Personal information
- Born: 1969 (age 55–56)
- Nationality: New Zealand

Career information
- High school: St John's College (Hamilton, New Zealand)
- Playing career: 1990–1992
- Coaching career: 2010–present

Career history

Playing
- 1990–1992: Otago Nuggets

Coaching
- 2010–2013: Otago Gold Rush
- 2020–2024: Otago Nuggets

Career highlights
- 2× NBL champion (2020, 2022); NBL Coach of the Year (2020); WBC champion (2011); WBC Coach of the Year (2011);

= Brent Matehaere =

New Zealand basketball player and coach

Brent Matehaere (born c. 1969) is a New Zealand basketball coach and former player who most recently served as head coach of the Otago Nuggets in the National Basketball League (NBL).

==Early life==
Matehaere grew up in Hamilton and attended St John's College, graduating in 1987. He attended the University of Otago where he completed teaching studies.

==Playing career==
Matehaere was a foundation player when the Otago Nuggets entered the National Basketball League (NBL) in 1990. He played for the Nuggets in 1990, 1991 and 1992.
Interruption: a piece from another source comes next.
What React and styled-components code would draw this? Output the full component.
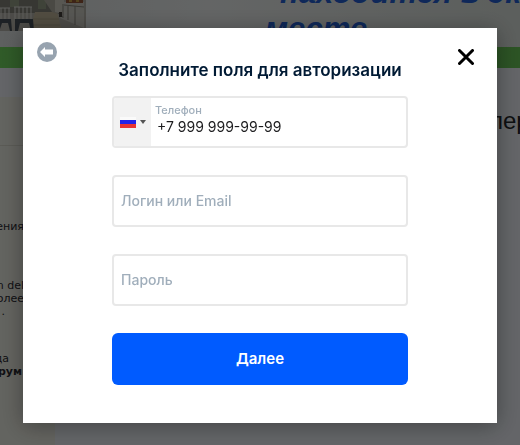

In 1997, Matehaere was a member of the Kaikorai Rugby Football Club that won the Dunedin club final over Southern RFC.

==Coaching career==
Between 2010 and 2013, Matehaere served as head coach of the Otago Gold Rush in the Women's Basketball Championship (WBC). In 2011, he guided the Gold Rush to the championship and won the WBC Coach of the Year. In 2013, he was named the recipient of the Service to Women's Basketball award.

Matehaere coached the New Zealand Junior Tall Ferns between 2012 and 2016. He also coached the senior national team in 2016 on their tour of China before the Olympic Qualifying Tournament.
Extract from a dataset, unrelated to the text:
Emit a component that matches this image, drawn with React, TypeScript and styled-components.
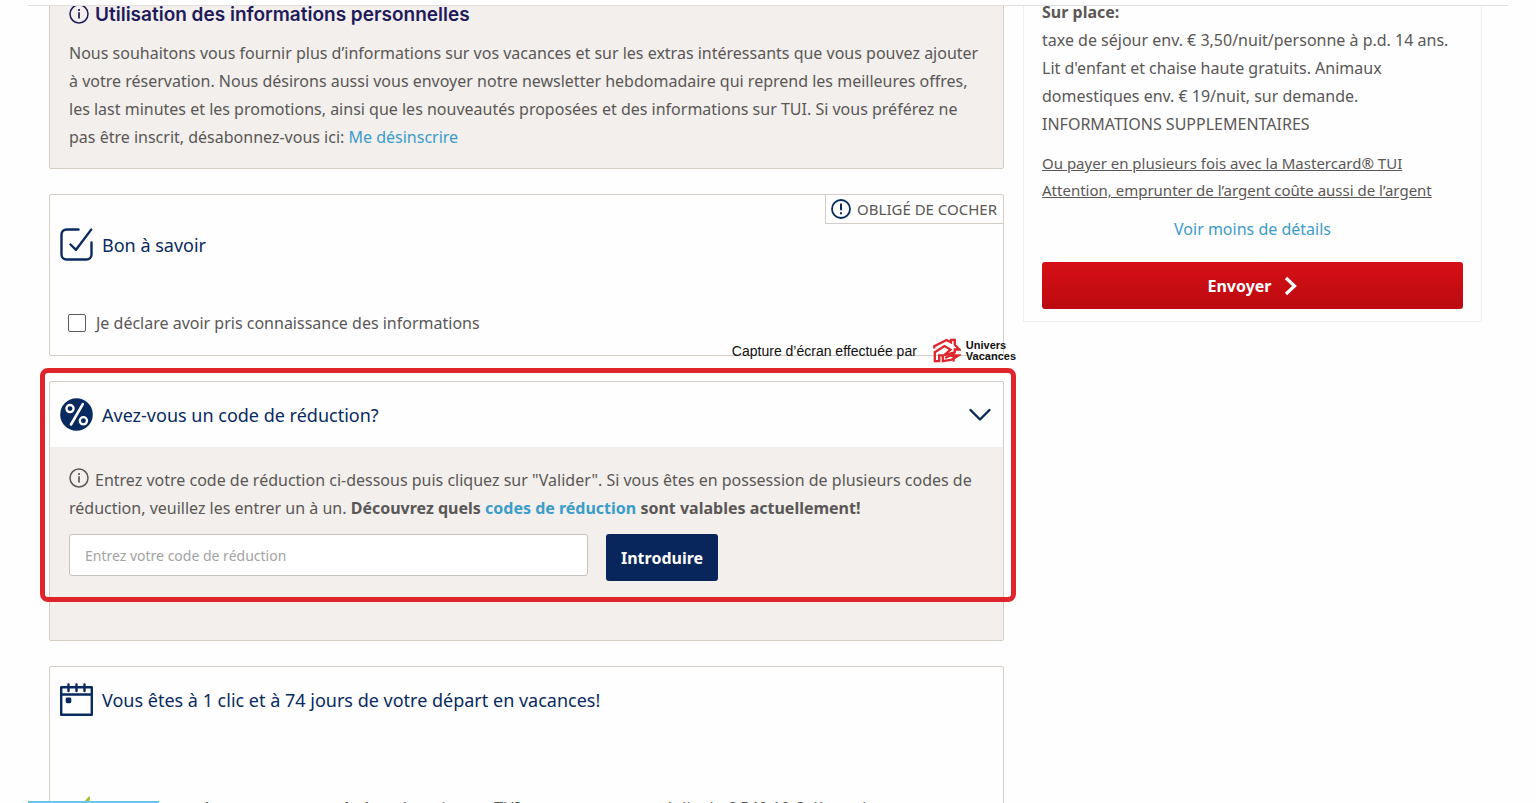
import React from 'react';
import styled, { createGlobalStyle, css } from 'styled-components';

const navy = '#092a5e';
const body = '#5a5756';
const sand = '#f2efec';
const line = '#d3cdc6';

const GlobalStyle = createGlobalStyle`
  *, *::before, *::after { box-sizing: border-box; }
  body {
    margin: 0;
    background: #fefefe;
    color: ${body};
    font: 16px/28px 'Noto Sans', 'Open Sans', sans-serif;
    overflow: hidden;
  }
  h2, h3, p { margin: 0; }
  svg { display: block; flex: none; }
`;

const Page = styled.div`
  height: 100vh;
  display: flex;
  flex-direction: column;
`;

const TopBar = styled.header`
  flex: none;
  height: 6px;
  margin: 0 28px;
  border-bottom: 1px solid #e2e0de;
`;

const Viewport = styled.div`
  flex: 1;
  min-height: 0;
  overflow: hidden;
  padding: 0 54px 0 49px;
  display: grid;
  grid-template-columns: 955fr 459fr;
  align-items: start;
  gap: 19px;
`;

const Column = styled.main`
  display: flex;
  flex-direction: column;
  gap: 25px;
  min-width: 0;
  margin-top: -20px;
`;

const Panel = styled.section<{ $sand?: boolean }>`
  position: relative;
  border: 1px solid ${line};
  border-radius: 2px;
  background: ${(p) => (p.$sand ? sand : '#fefefe')};
`;

const InfoContent = styled.div`
  padding: 17px 18px 17px 19px;
`;

const InfoTitle = styled.h2`
  display: flex;
  align-items: flex-start;
  gap: 6px;
  margin-bottom: 13px;
  color: #1f1a5a;
  font: 600 19px/22px Inter, sans-serif;
`;

const Link = styled.a`
  color: #3b9cc9;
  text-decoration: none;
`;

const PanelHeader = styled.div`
  display: flex;
  align-items: center;
  gap: 9px;
  height: 65px;
  padding: 0 11px 0 10px;
`;

const PanelTitle = styled.h3`
  flex: 1;
  color: ${navy};
  font-size: 18px;
  font-weight: 400;
`;

const IconButton = styled.button`
  padding: 0;
  border: 0;
  background: none;
  color: ${navy};
  cursor: pointer;
`;

const RequiredTag = styled.span`
  position: absolute;
  top: 0;
  right: 0;
  display: flex;
  align-items: center;
  gap: 6px;
  height: 29px;
  padding: 0 6px 0 5px;
  border: solid ${line};
  border-width: 0 0 1px 1px;
  font-size: 15px;
  svg { color: ${navy}; }
`;

const Declaration = styled.div`
  padding-top: 17px;
`;

const CheckRow = styled.label`
  display: flex;
  align-items: center;
  gap: 10px;
  padding: 32px 18px 18px;
`;

const Checkbox = styled.input`
  appearance: none;
  flex: none;
  width: 18px;
  height: 18px;
  margin: 0;
  border: 1px solid #5c5c5c;
  border-radius: 2px;
  background: #fff;
`;

const DiscountBody = styled.div`
  padding: 19px 18px 59px 19px;
  background: ${sand};
`;

const InlineIcon = styled.span`
  display: inline-block;
  vertical-align: -2px;
  margin-right: 6px;
`;

const CodeForm = styled.form`
  display: flex;
  align-items: flex-start;
  gap: 18px;
  margin-top: 12px;
`;

const CodeInput = styled.input`
  flex: 0 1 519px;
  min-width: 0;
  height: 42px;
  padding: 0 15px;
  border: 1px solid #c6c2be;
  border-radius: 3px;
  background: #fff;
  color: ${body};
  font: 14px/20px 'Noto Sans', 'Open Sans', sans-serif;
  &::placeholder { color: #a3a3a3; opacity: 1; }
`;

const buttonBase = css`
  display: flex;
  align-items: center;
  justify-content: center;
  height: 47px;
  border: 0;
  border-radius: 3px;
  color: #fff;
  font: 700 16px/24px 'Noto Sans', 'Open Sans', sans-serif;
  cursor: pointer;
`;

const NavyButton = styled.button`
  ${buttonBase}
  padding: 0 15px;
  background: #08265a;
`;

const RedButton = styled.button`
  ${buttonBase}
  gap: 12px;
  width: 100%;
  background: linear-gradient(#d60f16, #bb0a10);
`;

const Highlight = styled.div`
  position: absolute;
  inset: -14px -13px 38px -10px;
  border: 5px solid #dd252b;
  border-radius: 8px;
  pointer-events: none;
`;

const Credit = styled.div`
  position: absolute;
  right: -13px;
  bottom: -8px;
  display: flex;
  align-items: center;
  gap: 16px;
  color: #111;
  font: 14px/20px 'Liberation Sans', Arial, sans-serif;
`;

const Brand = styled.span`
  display: flex;
  align-items: center;
  gap: 5px;
  font-size: 11px;
  font-weight: 700;
  line-height: 11px;
`;

const Offer = styled.p`
  display: flex;
  gap: 2px;
  padding: 62px 19px 20px 30px;
  white-space: nowrap;
`;

const Summary = styled.aside`
  min-width: 0;
  margin-top: -9px;
  padding: 0 18px 12px;
  border: 1px solid #efefef;
`;

const FinanceLink = styled.a`
  display: block;
  margin: 12px 0 11px;
  color: ${body};
  font-size: 15px;
  line-height: 27px;
`;

const DetailsLink = styled(Link)`
  display: block;
  margin-bottom: 19px;
  text-align: center;
`;

const StatusStrip = styled.div`
  position: fixed;
  bottom: 0;
  left: 28px;
  width: 131px;
  height: 2px;
  background: #6cc5ea;
`;

function CircleIcon({ alert = false }: { alert?: boolean }) {
  return (
    <svg width="20" height="20" viewBox="0 0 20 20" fill="none" stroke="currentColor" aria-hidden="true">
      <circle cx="10" cy="10" r="9" strokeWidth={alert ? 1.8 : 1.5} />
      {alert ? (
        <path d="M10 4.5v6.8M10 13.2v2.1" strokeWidth="2" />
      ) : (
        <path d="M10 8.2v6.4M10 5v1.9" strokeWidth="1.7" />
      )}
    </svg>
  );
}

function CheckedBoxIcon() {
  return (
    <svg width="33" height="33" viewBox="0 0 33 33" fill="none" stroke={navy} strokeWidth="2.4" strokeLinecap="round" strokeLinejoin="round" aria-hidden="true">
      <path d="M18.5 1.5H6.5a5 5 0 0 0-5 5v20a5 5 0 0 0 5 5h20a5 5 0 0 0 5-5V14.5" />
      <path d="M10.5 16.5l5.5 5.3L31.2 1.6" />
    </svg>
  );
}

function PercentIcon() {
  return (
    <svg width="33" height="33" viewBox="0 0 33 33" fill="none" stroke="#fff" aria-hidden="true">
      <circle cx="16.5" cy="16.5" r="16.3" fill={navy} stroke="none" />
      <path d="M22.8 6.2L11 26.5" strokeWidth="2.6" strokeLinecap="round" />
      <circle cx="10" cy="10.6" r="3.6" strokeWidth="2.3" />
      <circle cx="23.4" cy="22.8" r="3.6" strokeWidth="2.3" />
    </svg>
  );
}

function CalendarIcon() {
  return (
    <svg width="33" height="33" viewBox="0 0 33 33" fill="none" stroke={navy} strokeWidth="2.4" aria-hidden="true">
      <path d="M1.2 4.2h30.6v27.5H1.2zM1.2 11.5h30.6" strokeLinejoin="round" />
      <path d="M8.5 1.4v6.6M16.5 1.4v6.6M24.5 1.4v6.6" strokeLinecap="round" />
      <rect x="5.7" y="14.6" width="5.6" height="5.6" rx="1.4" fill={navy} stroke="none" />
    </svg>
  );
}

function HouseLogo() {
  return (
    <svg width="28" height="25" viewBox="0 0 28 25" fill="none" stroke="#dd252b" strokeWidth="2.3" aria-hidden="true">
      <path d="M1.3 10.5V8.3L13.5 2l4.5 2.4V1.8h3.8v4.9l4.6 4.8h-4.6v2.8L11 17.2" />
      <path d="M1 14.8L11.5 8l6 3.6-6.2 5.4" />
      <path d="M1.8 13.8v9.4h4.4v-5.8h3.6v5.8l9-1.6 6.7-4.1h-8.3l-5 2.6" />
      <path d="M18 18.5l2.6-2.2v7.5" strokeWidth="2" />
    </svg>
  );
}

function LeafIcon() {
  return (
    <svg width="22" height="22" viewBox="0 0 22 22" aria-hidden="true">
      <path d="M3 12C5 6 8 3 10 2c0 5-2 11-6 14z" fill="#a2bf26" />
    </svg>
  );
}

export default function App() {
  return (
    <Page>
      <GlobalStyle />
      <TopBar />
      <Viewport>
        <Column>
          <Panel $sand>
            <InfoContent>
              <InfoTitle>
                <CircleIcon />
                Utilisation des informations personnelles
              </InfoTitle>
              <p>
                Nous souhaitons vous fournir plus d’informations sur vos vacances et sur les extras intéressants que vous pouvez ajouter
                <br />
                à votre réservation. Nous désirons aussi vous envoyer notre newsletter hebdomadaire qui reprend les meilleures offres,
                <br />
                les last minutes et les promotions, ainsi que les nouveautés proposées et des informations sur TUI. Si vous préférez ne
                <br />
                pas être inscrit, désabonnez-vous ici: <Link href="#desinscription">Me désinscrire</Link>
              </p>
            </InfoContent>
          </Panel>

          <Panel>
            <RequiredTag>
              <CircleIcon alert />
              OBLIGÉ DE COCHER
            </RequiredTag>
            <Declaration>
              <PanelHeader>
                <CheckedBoxIcon />
                <PanelTitle>Bon à savoir</PanelTitle>
              </PanelHeader>
              <CheckRow>
                <Checkbox type="checkbox" />
                Je déclare avoir pris connaissance des informations
              </CheckRow>
            </Declaration>
            <Credit>
              Capture d’écran effectuée par
              <Brand>
                <HouseLogo />
                <span>
                  Univers
                  <br />
                  Vacances
                </span>
              </Brand>
            </Credit>
          </Panel>

          <Panel>
            <PanelHeader>
              <PercentIcon />
              <PanelTitle>Avez-vous un code de réduction?</PanelTitle>
              <IconButton type="button" aria-label="Replier" aria-expanded="true">
                <svg width="24" height="14" viewBox="0 0 24 14" fill="none" stroke="currentColor" strokeWidth="2.4" strokeLinecap="round" strokeLinejoin="round">
                  <path d="M2.5 2l9.5 9.5L21.500 2" />
                </svg>
              </IconButton>
            </PanelHeader>
            <DiscountBody>
              <p>
                <InlineIcon><CircleIcon /></InlineIcon>
                Entrez votre code de réduction ci-dessous puis cliquez sur "Valider". Si vous êtes en possession de plusieurs codes de
                <br />
                réduction, veuillez les entrer un à un.{' '}
                <strong>
                  Découvrez quels <Link href="#codes">codes de réduction</Link> sont valables actuellement!
                </strong>
              </p>
              <CodeForm onSubmit={(e) => e.preventDefault()}>
                <CodeInput type="text" aria-label="Code de réduction" placeholder="Entrez votre code de réduction" />
                <NavyButton type="submit">Introduire</NavyButton>
              </CodeForm>
            </DiscountBody>
            <Highlight />
          </Panel>

          <Panel>
            <PanelHeader>
              <CalendarIcon />
              <PanelTitle>Vous êtes à 1 clic et à 74 jours de votre départ en vacances!</PanelTitle>
            </PanelHeader>
            <Offer>
              <LeafIcon />
              <span>
                <strong>Réservez maintenant vos prochaines</strong> à venir avec TUI pour une somme réelle de € 549,10 € dès maintenant avec un
              </span>
            </Offer>
          </Panel>
        </Column>

        <Summary>
          <p>
            <strong>Sur place:</strong>
            <br />
            taxe de séjour env. € 3,50/nuit/personne à p.d. 14 ans.
            <br />
            Lit d'enfant et chaise haute gratuits. Animaux
            <br />
            domestiques env. € 19/nuit, sur demande.
            <br />
            INFORMATIONS SUPPLEMENTAIRES
          </p>
          <FinanceLink href="#mastercard">
            Ou payer en plusieurs fois avec la Mastercard® TUI
            <br />
            Attention, emprunter de l’argent coûte aussi de l’argent
          </FinanceLink>
          <DetailsLink href="#details">Voir moins de détails</DetailsLink>
          <RedButton type="button">
            Envoyer
            <svg width="14" height="20" viewBox="0 0 14 20" fill="none" stroke="currentColor" strokeWidth="3.2" aria-hidden="true">
              <path d="M2 2l8.500 8L2 18" />
            </svg>
          </RedButton>
        </Summary>
      </Viewport>
      <StatusStrip />
    </Page>
  );
}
In November 2019, Matehaere was named head coach of the Otago Nuggets for their return season in the NBL in 2021. However, COVID-19 saw a revamped 2020 competition which presented Otago with an opportunity to re-enter the league a year earlier. He went on to guide the Nuggets to the championship and won the NBL Coach of the Year.

In February 2021, Matehaere was re-appointed head coach of the Nuggets for the 2021 season. The Nuggets went on to miss the finals.

In March 2022, Matehaere was re-appointed head coach of the Nuggets for the 2022 season. He went on to lead the Nuggets to their second championship in three years with a win over the Auckland Tuatara in the final.

In January 2023, Matehaere re-signed with the Nuggets for two more seasons. The Nuggets parted ways with him in November 2024. His 53–41 win-loss record (56.4%) saw him finish behind only Carl Dickel (60.8%) for highest winning percentage with the Nuggets.

==Personal life==
Matehaere's daughter Hannah was a junior basketball player in Otago. Another of his daughters Lucy has been a member of New Zealand canoeing squads.

In October 2021, Matehaere left his teaching job at Otago Boys' High School after 22 years to take up the role of Otago-Southland club development officer for Surf Life Saving New Zealand.